Ikea Foundation's website

The Ikea Foundation has given over £2m to Médecins Sans Frontières and Save the Children for their work in Yemen, and is calling on other funders to do the same.

The Ikea Foundation gave £1.7m (€2m) to MSF, and another £0.4m (€500,000) to Save the Children to save lives and protect children and families in Yemen.

The foundation, which is the philanthropic arm of the owners of the Swedish furniture giant Ikea, is calling on other funders to do the same to ensure that the people of Yemen get the help that they need.
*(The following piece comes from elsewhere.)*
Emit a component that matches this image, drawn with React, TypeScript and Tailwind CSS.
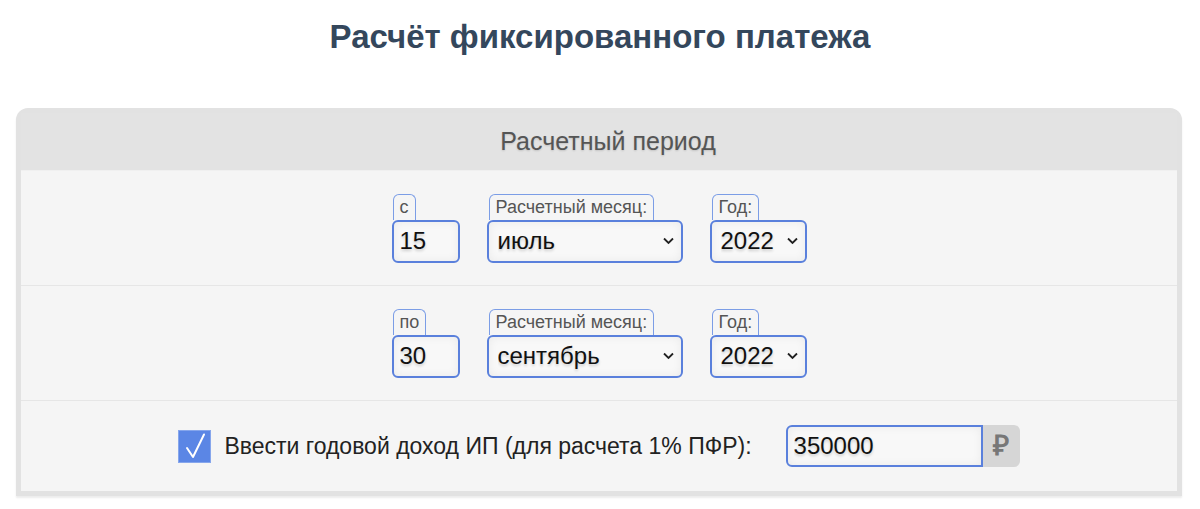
import { useState } from 'react';

const months = [
  'январь', 'февраль', 'март', 'апрель', 'май', 'июнь',
  'июль', 'август', 'сентябрь', 'октябрь', 'ноябрь', 'декабрь',
];

function Tab({ label, offset = 'ml-[2px]' }: { label: string; offset?: string }) {
  return (
    <div className={`${offset} self-start h-[26px] px-[6px] border border-b-0 border-[#7b9de6] rounded-t-[6px] text-[18px] leading-[25px] text-[#555]`}>
      {label}
    </div>
  );
}

function Chevron() {
  return (
    <svg
      className="absolute right-[9px] top-1/2 -translate-y-1/2 pointer-events-none"
      width="11"
      height="7"
      viewBox="0 0 11 7"
      fill="none"
    >
      <path d="M1 1l4.5 4.5L10 1" stroke="#222" strokeWidth="1.8" />
    </svg>
  );
}

function SelectField({
  label,
  width,
  value,
  options,
}: {
  label: string;
  width: string;
  value: string;
  options: string[];
}) {
  const [val, setVal] = useState(value);
  return (
    <div className="flex flex-col">
      <Tab label={label} />
      <div className={`relative ${width}`}>
        <select
          value={val}
          onChange={(e) => setVal(e.target.value)}
          className="appearance-none w-full h-[43px] pl-[9px] pr-[26px] border-2 border-[#5a80dc] rounded-[6px] bg-[#f8f8f8] shadow-[inset_0_0_10px_rgba(0,0,0,0.06)] text-[24px] text-[#111] [text-shadow:0_2px_3px_rgba(0,0,0,0.18)] outline-none"
        >
          {options.map((o) => (
            <option key={o} value={o}>
              {o}
            </option>
          ))}
        </select>
        <Chevron />
      </div>
    </div>
  );
}

function PeriodRow({ prefix, day, month }: { prefix: string; day: string; month: string }) {
  return (
    <div className="h-[115px] flex items-center justify-center gap-[27px] border-b border-[#e6e6e6]">
      <div className="flex flex-col">
        <Tab label={prefix} offset="ml-[1px]" />
        <input
          defaultValue={day}
          className="w-[68px] h-[43px] px-[6px] border-2 border-[#5a80dc] rounded-[6px] bg-[#f8f8f8] shadow-[inset_0_0_10px_rgba(0,0,0,0.06)] text-[24px] text-[#111] [text-shadow:0_2px_3px_rgba(0,0,0,0.18)] outline-none"
        />
      </div>
      <SelectField label="Расчетный месяц:" width="w-[196px]" value={month} options={months} />
      <SelectField label="Год:" width="w-[97px]" value="2022" options={['2021', '2022', '2023']} />
    </div>
  );
}

export default function App() {
  const [checked, setChecked] = useState(true);

  return (
    <div className="w-[1200px] h-[509px] bg-white font-['Liberation_Sans',Arial,sans-serif]">
      <h1 className="pt-[17px] h-[108px] text-center text-[33px] font-bold text-[#34475c] leading-[40px]">
        Расчёт фиксированного платежа
      </h1>

      <div className="mx-4 w-[1166px] border-[5px] border-[#e2e2e2] rounded-t-[12px] bg-[#f5f5f5] shadow-[0_2px_2px_rgba(0,0,0,0.08)]">
        {/* Header */}
        <div className="h-[58px] pl-[18px] bg-[#e3e3e3] border-b border-[#f0f0f0] flex items-center justify-center text-[25px] text-[#555] [text-shadow:0_1px_2px_rgba(0,0,0,0.15)]">
          Расчетный период
        </div>

        <PeriodRow prefix="с" day="15" month="июль" />
        <PeriodRow prefix="по" day="30" month="сентябрь" />

        {/* Income */}
        <div className="h-[90px] flex items-center justify-center">
          <button
            onClick={() => setChecked(!checked)}
            className="w-[33px] h-[33px] bg-[#5b86e5] border border-[#86a6ec] flex items-center justify-center"
          >
            {checked && (
              <svg width="22" height="26" viewBox="0 0 22 26" fill="none">
                <path d="M3 15l6 9L20 1.5" stroke="white" strokeWidth="2" strokeLinecap="round" strokeLinejoin="round" />
              </svg>
            )}
          </button>
          <span className="ml-[13px] text-[23px] text-[#222]">
            Ввести годовой доход ИП (для расчета 1% ПФР):
          </span>
          <div className="ml-[34px] flex">
            <input
              defaultValue="350000"
              className="w-[197px] h-[42px] px-[6px] border-2 border-[#5a80dc] rounded-l-[6px] bg-[#f8f8f8] shadow-[inset_0_0_10px_rgba(0,0,0,0.06)] text-[24px] text-[#111] [text-shadow:0_2px_3px_rgba(0,0,0,0.18)] outline-none"
            />
            <div className="w-[37px] h-[42px] bg-[#d6d6d6] rounded-r-[6px] flex items-center justify-center text-[28px] font-bold text-[#777]">
              ₽
            </div>
          </div>
        </div>
      </div>
    </div>
  );
}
Per Heggenes, chief executive of the Ikea Foundation, said: “The Ikea Foundation is proud to support MSF and Save the Children’s work in Yemen, and it’s why we’re encouraging other funders to do the same. The international community has not done enough to prevent children and families in Yemen from suffering. If we don’t act now, the consequences are unthinkable.”

Yemen humanitarian crisis

Civilians and hospitals have been indiscriminately attacked for nearly two years. Hundreds of health facilities have stopped functioning due to airstrikes and shelling, or because of lack of funding, supplies and staff. MSF is working in Ibb governorate – one just 20km from the frontline – where, in addition to treating trauma patients, teams are also performing surgery, providing maternal and paediatric care, and are responding to outbreaks of disease.

Bruno Jochum, general director of MSF, said: “The war in Yemen has created a countrywide humanitarian crisis. Yet this emergency remains largely forgotten. Through this grant, the Ikea Foundation is giving financial support to our emergency action on the ground, and its backing of our life-saving medical action is recognition that more needs to be done urgently.”

Grant Pritchard, Save the Children’s deputy country director in Yemen, said: “Bombs are landing on homes, they are landing on schools, and they are landing on hospitals, resulting in the displacement of nearly 1 million children and the needless loss of nearly 1,500 innocent children’s lives while thousands more have been maimed since the conflict escalated.

“We are grateful for the support from the Ikea Foundation, which will do much to improve the lives of thousands of hungry, malnourished and vulnerable children. And I hope that other donors will follow the Ikea Foundation’s example, given the catastrophic humanitarian crisis we are witnessing on the ground.”

Save the Children estimates that ten million children urgently need help. According to the organisation, one Yemeni child dies every ten minutes from preventable killers like diarrhoea, malnutrition and respiratory tract infection. Over two million children are malnourished—and the number is rising.

The charity says that with the funding, Save the Children will focus on helping the most vulnerable children in Sana’a and Amran governorates. They will provide food baskets and help caregivers understand how best to nourish children under two. Mobile child-protection teams will be created, and support will be given to children who have become separated from their families.

Save the Children will also provide psychosocial support to children and caregivers who have directly experienced violence.